--- DATA SEGMENT ---
══════
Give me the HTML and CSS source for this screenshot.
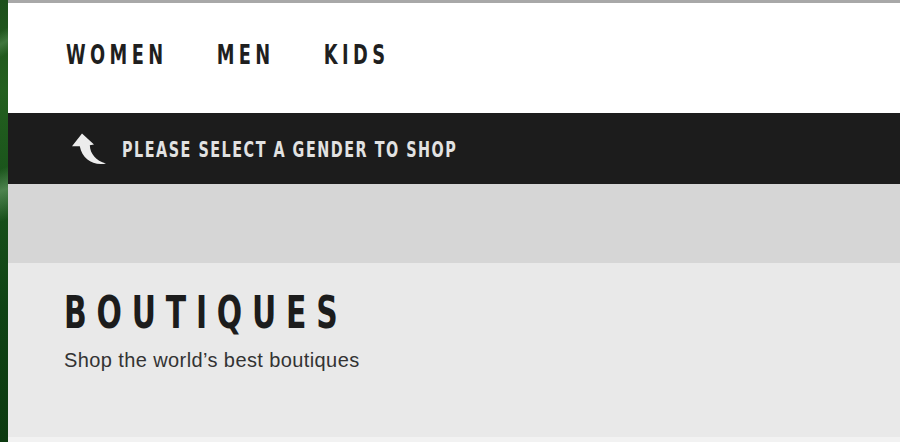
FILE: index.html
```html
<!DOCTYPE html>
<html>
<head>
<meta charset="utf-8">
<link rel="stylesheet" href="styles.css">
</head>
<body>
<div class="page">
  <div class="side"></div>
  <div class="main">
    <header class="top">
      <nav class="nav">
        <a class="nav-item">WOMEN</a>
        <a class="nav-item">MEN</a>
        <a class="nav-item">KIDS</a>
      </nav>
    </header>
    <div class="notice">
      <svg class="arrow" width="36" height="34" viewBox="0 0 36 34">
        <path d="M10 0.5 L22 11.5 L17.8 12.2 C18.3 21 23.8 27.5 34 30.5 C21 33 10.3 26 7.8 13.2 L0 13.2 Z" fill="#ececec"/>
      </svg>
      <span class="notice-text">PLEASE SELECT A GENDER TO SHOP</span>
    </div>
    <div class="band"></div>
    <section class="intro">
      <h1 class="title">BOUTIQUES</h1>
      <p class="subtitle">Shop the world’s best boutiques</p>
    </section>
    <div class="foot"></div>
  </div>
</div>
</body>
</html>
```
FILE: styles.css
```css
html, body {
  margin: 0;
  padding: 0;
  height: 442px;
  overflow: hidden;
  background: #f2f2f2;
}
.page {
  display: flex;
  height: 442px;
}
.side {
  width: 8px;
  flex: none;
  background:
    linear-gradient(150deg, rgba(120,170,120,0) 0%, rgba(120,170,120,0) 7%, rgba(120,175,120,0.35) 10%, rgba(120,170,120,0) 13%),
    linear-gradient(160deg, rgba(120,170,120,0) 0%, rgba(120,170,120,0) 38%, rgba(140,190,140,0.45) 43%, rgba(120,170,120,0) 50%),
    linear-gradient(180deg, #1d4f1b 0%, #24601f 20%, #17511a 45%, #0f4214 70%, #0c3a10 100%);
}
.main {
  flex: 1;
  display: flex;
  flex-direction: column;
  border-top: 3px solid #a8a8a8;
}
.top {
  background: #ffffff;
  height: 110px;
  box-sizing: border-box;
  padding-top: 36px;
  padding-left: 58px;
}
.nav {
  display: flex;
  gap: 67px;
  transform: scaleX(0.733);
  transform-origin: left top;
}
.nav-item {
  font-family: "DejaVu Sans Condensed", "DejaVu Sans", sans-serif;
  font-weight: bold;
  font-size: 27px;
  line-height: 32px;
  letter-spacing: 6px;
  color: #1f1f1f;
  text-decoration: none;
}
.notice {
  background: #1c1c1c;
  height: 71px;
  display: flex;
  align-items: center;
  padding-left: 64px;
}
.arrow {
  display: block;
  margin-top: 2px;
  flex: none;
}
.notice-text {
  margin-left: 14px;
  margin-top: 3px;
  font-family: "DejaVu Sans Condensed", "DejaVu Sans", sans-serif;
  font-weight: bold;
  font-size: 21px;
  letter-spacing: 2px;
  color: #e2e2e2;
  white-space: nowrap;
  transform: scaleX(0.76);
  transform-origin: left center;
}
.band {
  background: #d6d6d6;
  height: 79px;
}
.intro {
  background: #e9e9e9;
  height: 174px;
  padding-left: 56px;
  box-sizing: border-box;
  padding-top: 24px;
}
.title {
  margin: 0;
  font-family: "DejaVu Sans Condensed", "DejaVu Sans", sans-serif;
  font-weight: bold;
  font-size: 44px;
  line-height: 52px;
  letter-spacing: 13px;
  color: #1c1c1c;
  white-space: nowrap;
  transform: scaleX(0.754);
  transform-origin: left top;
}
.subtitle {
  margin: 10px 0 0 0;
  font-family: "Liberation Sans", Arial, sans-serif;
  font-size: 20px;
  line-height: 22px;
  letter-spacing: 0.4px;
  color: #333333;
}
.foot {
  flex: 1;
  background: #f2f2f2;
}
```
══════
--- EXERCISE INSTRUCTIONS ---
Take the listing above and print it exactly, apart from the pictures.

--- EXPECTED ANSWER ---
Give me the HTML and CSS source for this screenshot.
FILE: index.html
```html
<!DOCTYPE html>
<html>
<head>
<meta charset="utf-8">
<link rel="stylesheet" href="styles.css">
</head>
<body>
<div class="page">
  <div class="side"></div>
  <div class="main">
    <header class="top">
      <nav class="nav">
        <a class="nav-item">WOMEN</a>
        <a class="nav-item">MEN</a>
        <a class="nav-item">KIDS</a>
      </nav>
    </header>
    <div class="notice">
      <svg class="arrow" width="36" height="34" viewBox="0 0 36 34">
        <path d="M10 0.5 L22 11.5 L17.8 12.2 C18.3 21 23.8 27.5 34 30.5 C21 33 10.3 26 7.8 13.2 L0 13.2 Z" fill="#ececec"/>
      </svg>
      <span class="notice-text">PLEASE SELECT A GENDER TO SHOP</span>
    </div>
    <div class="band"></div>
    <section class="intro">
      <h1 class="title">BOUTIQUES</h1>
      <p class="subtitle">Shop the world’s best boutiques</p>
    </section>
    <div class="foot"></div>
  </div>
</div>
</body>
</html>
```
FILE: styles.css
```css
html, body {
  margin: 0;
  padding: 0;
  height: 442px;
  overflow: hidden;
  background: #f2f2f2;
}
.page {
  display: flex;
  height: 442px;
}
.side {
  width: 8px;
  flex: none;
  background:
    linear-gradient(150deg, rgba(120,170,120,0) 0%, rgba(120,170,120,0) 7%, rgba(120,175,120,0.35) 10%, rgba(120,170,120,0) 13%),
    linear-gradient(160deg, rgba(120,170,120,0) 0%, rgba(120,170,120,0) 38%, rgba(140,190,140,0.45) 43%, rgba(120,170,120,0) 50%),
    linear-gradient(180deg, #1d4f1b 0%, #24601f 20%, #17511a 45%, #0f4214 70%, #0c3a10 100%);
}
.main {
  flex: 1;
  display: flex;
  flex-direction: column;
  border-top: 3px solid #a8a8a8;
}
.top {
  background: #ffffff;
  height: 110px;
  box-sizing: border-box;
  padding-top: 36px;
  padding-left: 58px;
}
.nav {
  display: flex;
  gap: 67px;
  transform: scaleX(0.733);
  transform-origin: left top;
}
.nav-item {
  font-family: "DejaVu Sans Condensed", "DejaVu Sans", sans-serif;
  font-weight: bold;
  font-size: 27px;
  line-height: 32px;
  letter-spacing: 6px;
  color: #1f1f1f;
  text-decoration: none;
}
.notice {
  background: #1c1c1c;
  height: 71px;
  display: flex;
  align-items: center;
  padding-left: 64px;
}
.arrow {
  display: block;
  margin-top: 2px;
  flex: none;
}
.notice-text {
  margin-left: 14px;
  margin-top: 3px;
  font-family: "DejaVu Sans Condensed", "DejaVu Sans", sans-serif;
  font-weight: bold;
  font-size: 21px;
  letter-spacing: 2px;
  color: #e2e2e2;
  white-space: nowrap;
  transform: scaleX(0.76);
  transform-origin: left center;
}
.band {
  background: #d6d6d6;
  height: 79px;
}
.intro {
  background: #e9e9e9;
  height: 174px;
  padding-left: 56px;
  box-sizing: border-box;
  padding-top: 24px;
}
.title {
  margin: 0;
  font-family: "DejaVu Sans Condensed", "DejaVu Sans", sans-serif;
  font-weight: bold;
  font-size: 44px;
  line-height: 52px;
  letter-spacing: 13px;
  color: #1c1c1c;
  white-space: nowrap;
  transform: scaleX(0.754);
  transform-origin: left top;
}
.subtitle {
  margin: 10px 0 0 0;
  font-family: "Liberation Sans", Arial, sans-serif;
  font-size: 20px;
  line-height: 22px;
  letter-spacing: 0.4px;
  color: #333333;
}
.foot {
  flex: 1;
  background: #f2f2f2;
}
```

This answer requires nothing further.